How We Test Local SEO Tools and Services

Most local SEO software reviews are written by people who have never ranked a plumber in a competitive metro. They read the marketing copy. They rewrite the feature list. They publish the article.

We built this process because the noise in the local search industry is deafening. You read a listicle. You buy a tool. You realize the grid tracker hallucinates rankings outside a two-mile radius. We stop that cycle.

We buy the software. We run it on actual client campaigns. We publish the exact results.

How We Choose What To Test

We ignore press releases. We look at the friction points agency owners and local businesses actually face daily. Citation building, grid tracking, review generation, and GBP audit extensions.

We select tools based on three specific triggers. Reader requests form our baseline. Agency chatter in private forums highlights emerging software. Our own operational bottlenecks dictate the rest. If a new review management platform claims to bypass Google spam filters, we test it to see if it actually works.

Our Evaluation Metrics

We do not read feature lists. We measure operational reality. Every tool undergoes a stress test against specific local ranking factors.

  • Data Accuracy: We cross-reference grid tracking tools against manual, incognito mobile searches from specific geocoordinates. If a tool says you rank second but a manual check from that exact latitude and longitude shows fifth, the tool fails.
  • NAP Syndication Speed: We track exactly how many days it takes for a citation service to push data to tier-one aggregators like Data Axle and Foursquare. We monitor the error rate.
  • API Stability: We monitor how often a tool drops its connection to the Google Business Profile API during bulk edits. A tool that crashes during a multi-location update is useless to an agency.
  • Support Resolution: We submit a fake, complex technical ticket regarding a suspended listing. We time the response. We grade the actual utility of the answer.

The Time We Commit

Local SEO requires patience. You cannot test a citation builder in a weekend. We commit a minimum of 45 days to any tool or service that impacts ranking signals directly.

Grid trackers and audit extensions get 14 days of daily, high-volume agency use. We run a minimum of 500 API calls through reporting tools to test load limits. We push the software until it breaks.

Three weeks of testing. Zero shortcuts. Real data.

What We Refuse To Cover

Trust requires strict boundaries. We decline to review specific categories of products that harm local visibility.

  • Review gating software: Google explicitly forbids gating. We do not review tools built to violate core guidelines.
  • Automated GBP creation bots: These trigger instant algorithmic suspensions. We ignore them completely.
  • Generalist SEO suites: Many massive SEO platforms bolt on a local feature as an afterthought. If the tool lacks proximity-based tracking and category dilution analysis, it does not belong on this site.

Who Runs The Tests

Duke Isaac Genon leads every evaluation. Duke is a Local SEO Expert who has recovered suspended profiles, merged duplicate listings, and dominated 3-pack rankings for highly competitive verticals like personal injury law and HVAC.
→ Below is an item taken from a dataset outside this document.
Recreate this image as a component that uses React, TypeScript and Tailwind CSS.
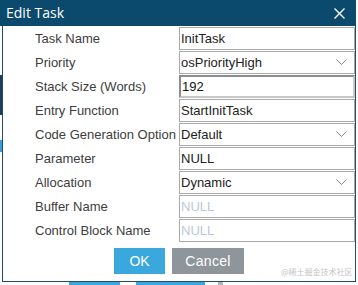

He does not write theory. He documents what works in the trenches. When a tool breaks during a client reporting cycle, Duke is the one who feels the friction. He brings that exact frustration and high standard to every review published here.

How We Keep Reviews Accurate

Google updates the local algorithm constantly. Software changes just as fast. A tool that dominated the market last spring becomes bloated and useless today.

We revisit our core software reviews every six months. We run a new baseline test. We update the scores based on current performance.

If a tool degrades in quality, we downgrade the rating immediately. We add a clear timestamp to every review so you know exactly when we last verified the data.